- [Written request]: Your task is to filter the data below down to the lines holding "styles".

- [Data supplied]:
┌────────
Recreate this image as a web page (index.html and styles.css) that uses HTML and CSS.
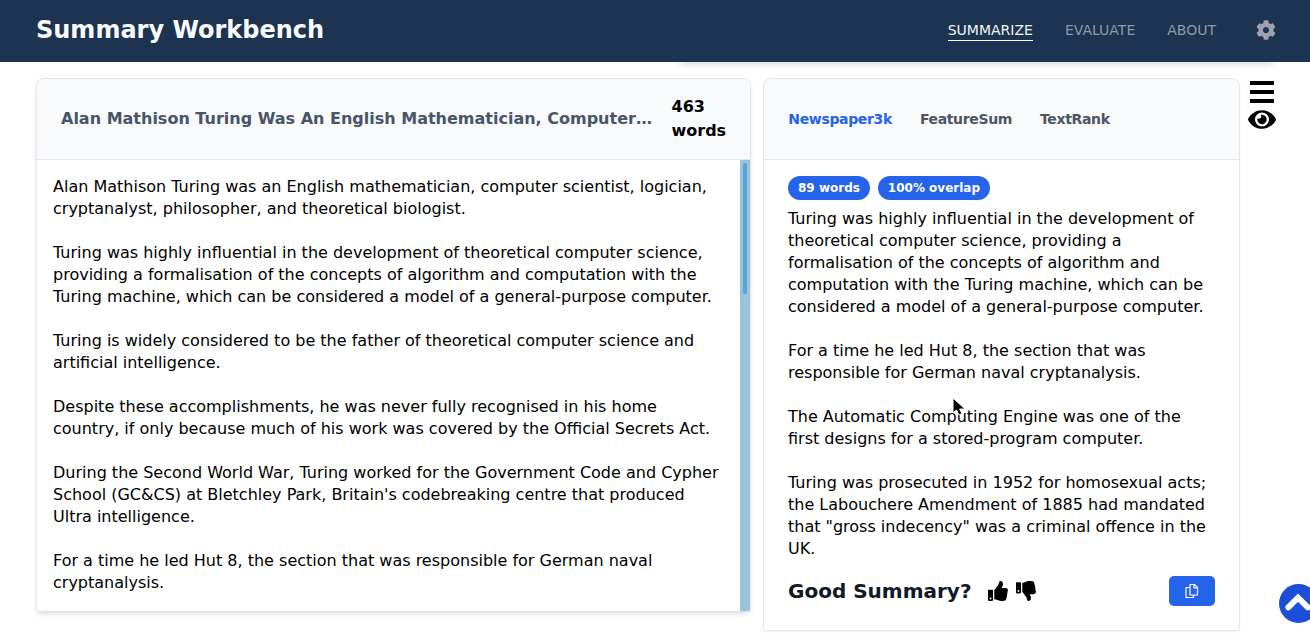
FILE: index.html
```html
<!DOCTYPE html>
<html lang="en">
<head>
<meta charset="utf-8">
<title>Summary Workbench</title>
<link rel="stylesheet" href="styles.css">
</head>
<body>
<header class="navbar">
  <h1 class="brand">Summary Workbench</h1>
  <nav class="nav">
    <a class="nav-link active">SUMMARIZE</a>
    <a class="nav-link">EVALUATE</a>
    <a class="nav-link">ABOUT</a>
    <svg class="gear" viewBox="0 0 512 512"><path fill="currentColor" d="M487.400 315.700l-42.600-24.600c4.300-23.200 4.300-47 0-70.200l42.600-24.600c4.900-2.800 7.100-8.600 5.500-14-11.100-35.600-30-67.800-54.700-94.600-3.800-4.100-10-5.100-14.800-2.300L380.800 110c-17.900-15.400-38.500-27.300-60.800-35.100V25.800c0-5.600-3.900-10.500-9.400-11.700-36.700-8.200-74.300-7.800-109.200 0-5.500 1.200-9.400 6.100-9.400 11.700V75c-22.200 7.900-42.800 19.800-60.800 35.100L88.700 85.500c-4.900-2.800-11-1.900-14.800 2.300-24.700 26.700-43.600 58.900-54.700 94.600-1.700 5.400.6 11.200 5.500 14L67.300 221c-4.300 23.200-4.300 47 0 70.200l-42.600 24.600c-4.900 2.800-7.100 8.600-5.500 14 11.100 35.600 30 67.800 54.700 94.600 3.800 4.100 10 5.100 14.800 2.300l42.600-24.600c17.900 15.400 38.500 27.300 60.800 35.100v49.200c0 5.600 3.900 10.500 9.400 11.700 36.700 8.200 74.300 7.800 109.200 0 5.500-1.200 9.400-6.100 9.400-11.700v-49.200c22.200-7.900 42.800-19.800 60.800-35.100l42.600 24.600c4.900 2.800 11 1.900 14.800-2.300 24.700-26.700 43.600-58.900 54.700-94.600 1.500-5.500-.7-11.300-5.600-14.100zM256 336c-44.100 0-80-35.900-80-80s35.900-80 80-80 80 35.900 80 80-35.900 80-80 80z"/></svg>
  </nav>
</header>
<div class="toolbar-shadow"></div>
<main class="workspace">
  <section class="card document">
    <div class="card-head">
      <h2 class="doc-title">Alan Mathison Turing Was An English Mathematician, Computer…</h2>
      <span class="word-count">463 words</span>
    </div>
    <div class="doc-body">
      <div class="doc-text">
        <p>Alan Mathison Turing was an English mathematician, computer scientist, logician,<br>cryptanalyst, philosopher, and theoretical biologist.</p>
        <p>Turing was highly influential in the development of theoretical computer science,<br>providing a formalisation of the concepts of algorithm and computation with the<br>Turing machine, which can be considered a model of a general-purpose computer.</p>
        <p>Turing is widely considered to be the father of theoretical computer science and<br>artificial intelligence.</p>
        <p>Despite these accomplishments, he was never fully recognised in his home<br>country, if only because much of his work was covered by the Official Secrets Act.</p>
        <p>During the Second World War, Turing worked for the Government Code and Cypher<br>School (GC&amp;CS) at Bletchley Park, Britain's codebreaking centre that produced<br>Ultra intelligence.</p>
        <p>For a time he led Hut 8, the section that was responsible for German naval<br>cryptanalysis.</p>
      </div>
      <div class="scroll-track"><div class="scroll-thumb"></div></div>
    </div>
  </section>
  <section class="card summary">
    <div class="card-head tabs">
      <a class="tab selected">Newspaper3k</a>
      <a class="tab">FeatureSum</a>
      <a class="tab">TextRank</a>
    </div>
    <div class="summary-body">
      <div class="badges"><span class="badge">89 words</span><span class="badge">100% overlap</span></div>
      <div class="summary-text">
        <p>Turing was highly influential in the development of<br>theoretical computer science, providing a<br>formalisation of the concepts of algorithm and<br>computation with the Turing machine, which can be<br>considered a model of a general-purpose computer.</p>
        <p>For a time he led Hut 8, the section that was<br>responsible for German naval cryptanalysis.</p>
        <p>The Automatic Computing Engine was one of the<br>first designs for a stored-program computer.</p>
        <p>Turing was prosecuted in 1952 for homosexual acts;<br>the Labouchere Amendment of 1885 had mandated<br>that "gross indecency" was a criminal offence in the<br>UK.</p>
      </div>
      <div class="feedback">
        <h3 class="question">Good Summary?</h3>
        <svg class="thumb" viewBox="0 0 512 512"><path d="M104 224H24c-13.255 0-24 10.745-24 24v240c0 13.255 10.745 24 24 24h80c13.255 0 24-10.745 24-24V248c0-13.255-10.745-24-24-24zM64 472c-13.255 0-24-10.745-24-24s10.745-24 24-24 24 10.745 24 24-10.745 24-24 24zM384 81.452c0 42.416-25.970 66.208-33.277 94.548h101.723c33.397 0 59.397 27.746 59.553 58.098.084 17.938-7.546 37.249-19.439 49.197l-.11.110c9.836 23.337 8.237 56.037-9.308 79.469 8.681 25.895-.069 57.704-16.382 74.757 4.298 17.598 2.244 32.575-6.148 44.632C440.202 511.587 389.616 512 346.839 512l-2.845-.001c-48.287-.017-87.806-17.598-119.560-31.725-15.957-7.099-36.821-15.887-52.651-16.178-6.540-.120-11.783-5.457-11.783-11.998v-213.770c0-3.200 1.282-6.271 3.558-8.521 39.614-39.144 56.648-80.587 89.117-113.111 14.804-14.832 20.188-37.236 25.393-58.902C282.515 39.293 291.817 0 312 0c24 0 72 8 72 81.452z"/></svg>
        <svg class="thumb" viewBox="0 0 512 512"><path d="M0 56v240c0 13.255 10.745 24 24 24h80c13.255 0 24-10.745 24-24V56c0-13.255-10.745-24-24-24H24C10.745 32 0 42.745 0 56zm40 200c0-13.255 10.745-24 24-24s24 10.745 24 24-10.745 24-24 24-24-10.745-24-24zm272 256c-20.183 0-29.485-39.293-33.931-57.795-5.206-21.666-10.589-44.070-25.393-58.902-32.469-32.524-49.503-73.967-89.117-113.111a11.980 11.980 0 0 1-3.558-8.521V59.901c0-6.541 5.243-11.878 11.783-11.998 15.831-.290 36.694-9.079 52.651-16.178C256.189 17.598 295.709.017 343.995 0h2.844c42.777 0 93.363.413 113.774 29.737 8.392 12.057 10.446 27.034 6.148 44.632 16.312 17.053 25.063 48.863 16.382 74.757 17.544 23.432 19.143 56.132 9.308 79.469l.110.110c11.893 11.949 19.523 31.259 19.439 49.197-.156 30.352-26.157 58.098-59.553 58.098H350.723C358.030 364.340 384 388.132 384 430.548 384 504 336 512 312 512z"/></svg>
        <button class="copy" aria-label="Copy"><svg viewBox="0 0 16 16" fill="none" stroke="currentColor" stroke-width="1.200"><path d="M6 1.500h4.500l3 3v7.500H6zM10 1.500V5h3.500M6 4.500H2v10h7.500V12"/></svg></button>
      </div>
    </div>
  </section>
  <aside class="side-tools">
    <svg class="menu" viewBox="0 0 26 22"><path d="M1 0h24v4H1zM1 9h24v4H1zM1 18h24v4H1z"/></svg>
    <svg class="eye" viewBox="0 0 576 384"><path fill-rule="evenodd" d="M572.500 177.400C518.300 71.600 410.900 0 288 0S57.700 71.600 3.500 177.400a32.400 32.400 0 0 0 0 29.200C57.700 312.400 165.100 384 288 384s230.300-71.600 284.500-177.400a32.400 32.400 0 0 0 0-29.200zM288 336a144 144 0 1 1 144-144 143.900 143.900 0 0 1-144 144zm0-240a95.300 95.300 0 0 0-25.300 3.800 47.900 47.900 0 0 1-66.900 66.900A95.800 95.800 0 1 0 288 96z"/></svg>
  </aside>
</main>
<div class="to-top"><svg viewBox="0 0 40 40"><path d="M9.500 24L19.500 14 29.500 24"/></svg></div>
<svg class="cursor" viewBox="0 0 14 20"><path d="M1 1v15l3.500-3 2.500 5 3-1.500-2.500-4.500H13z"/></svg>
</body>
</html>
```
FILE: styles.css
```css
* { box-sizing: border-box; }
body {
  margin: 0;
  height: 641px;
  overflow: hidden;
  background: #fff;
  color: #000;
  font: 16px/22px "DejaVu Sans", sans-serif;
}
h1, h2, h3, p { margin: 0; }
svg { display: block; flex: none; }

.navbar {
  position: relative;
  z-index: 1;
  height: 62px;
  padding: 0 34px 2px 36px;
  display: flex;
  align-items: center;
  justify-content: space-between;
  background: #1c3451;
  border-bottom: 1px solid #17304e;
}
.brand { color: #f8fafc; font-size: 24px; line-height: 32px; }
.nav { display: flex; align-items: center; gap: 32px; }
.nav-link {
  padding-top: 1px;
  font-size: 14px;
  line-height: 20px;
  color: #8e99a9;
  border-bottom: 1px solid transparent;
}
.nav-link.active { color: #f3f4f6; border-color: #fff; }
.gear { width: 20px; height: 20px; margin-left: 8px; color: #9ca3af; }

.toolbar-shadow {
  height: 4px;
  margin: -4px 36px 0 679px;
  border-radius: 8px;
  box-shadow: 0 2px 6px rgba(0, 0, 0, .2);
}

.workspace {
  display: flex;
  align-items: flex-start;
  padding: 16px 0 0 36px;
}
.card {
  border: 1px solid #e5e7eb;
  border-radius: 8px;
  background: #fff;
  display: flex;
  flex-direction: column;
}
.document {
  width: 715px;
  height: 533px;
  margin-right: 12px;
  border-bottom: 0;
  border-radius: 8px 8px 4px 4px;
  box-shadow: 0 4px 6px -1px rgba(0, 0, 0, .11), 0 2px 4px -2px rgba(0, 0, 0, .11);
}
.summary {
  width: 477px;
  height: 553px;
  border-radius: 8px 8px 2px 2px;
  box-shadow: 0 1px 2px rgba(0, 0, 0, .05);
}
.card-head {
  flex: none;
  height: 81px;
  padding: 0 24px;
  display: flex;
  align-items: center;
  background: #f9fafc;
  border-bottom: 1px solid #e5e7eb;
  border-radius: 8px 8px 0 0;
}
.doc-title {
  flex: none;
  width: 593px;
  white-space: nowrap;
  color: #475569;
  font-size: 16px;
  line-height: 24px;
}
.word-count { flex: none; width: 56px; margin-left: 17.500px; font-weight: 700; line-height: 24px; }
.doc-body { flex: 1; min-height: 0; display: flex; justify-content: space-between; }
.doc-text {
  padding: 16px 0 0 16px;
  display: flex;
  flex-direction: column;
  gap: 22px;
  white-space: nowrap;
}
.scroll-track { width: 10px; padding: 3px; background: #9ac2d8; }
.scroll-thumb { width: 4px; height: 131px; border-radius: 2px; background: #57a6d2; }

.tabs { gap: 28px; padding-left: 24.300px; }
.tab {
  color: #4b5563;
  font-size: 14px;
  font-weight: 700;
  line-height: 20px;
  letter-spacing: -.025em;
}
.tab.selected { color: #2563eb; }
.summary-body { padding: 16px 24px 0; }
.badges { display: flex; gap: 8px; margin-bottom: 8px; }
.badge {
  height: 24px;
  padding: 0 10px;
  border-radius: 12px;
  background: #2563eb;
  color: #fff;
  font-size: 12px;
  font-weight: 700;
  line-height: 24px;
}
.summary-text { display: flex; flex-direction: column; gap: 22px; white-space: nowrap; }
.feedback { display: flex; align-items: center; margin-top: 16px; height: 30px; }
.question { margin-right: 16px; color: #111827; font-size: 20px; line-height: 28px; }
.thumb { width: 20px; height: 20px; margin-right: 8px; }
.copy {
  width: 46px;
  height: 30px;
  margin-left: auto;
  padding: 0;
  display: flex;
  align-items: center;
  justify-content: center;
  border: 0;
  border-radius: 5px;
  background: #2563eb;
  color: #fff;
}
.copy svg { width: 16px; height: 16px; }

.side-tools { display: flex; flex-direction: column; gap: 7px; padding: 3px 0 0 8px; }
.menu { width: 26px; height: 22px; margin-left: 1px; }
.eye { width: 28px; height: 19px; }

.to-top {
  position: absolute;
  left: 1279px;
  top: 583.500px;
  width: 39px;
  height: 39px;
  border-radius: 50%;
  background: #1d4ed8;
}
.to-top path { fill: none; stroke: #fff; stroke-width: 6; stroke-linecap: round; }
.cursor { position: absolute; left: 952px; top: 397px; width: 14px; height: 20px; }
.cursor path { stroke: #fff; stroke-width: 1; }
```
└────────
┌────────
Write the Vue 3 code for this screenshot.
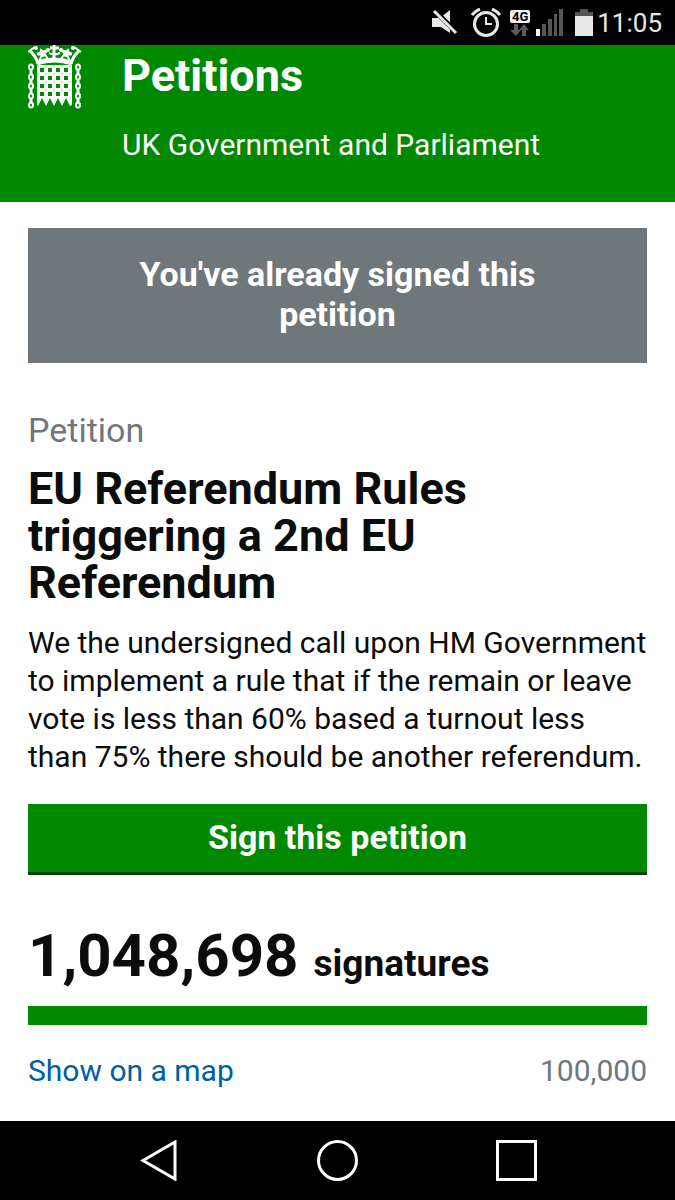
└────────
- [Full output]:
Recreate this image as a web page (index.html and styles.css) that uses HTML and CSS.
<link rel="stylesheet" href="styles.css">
FILE: styles.css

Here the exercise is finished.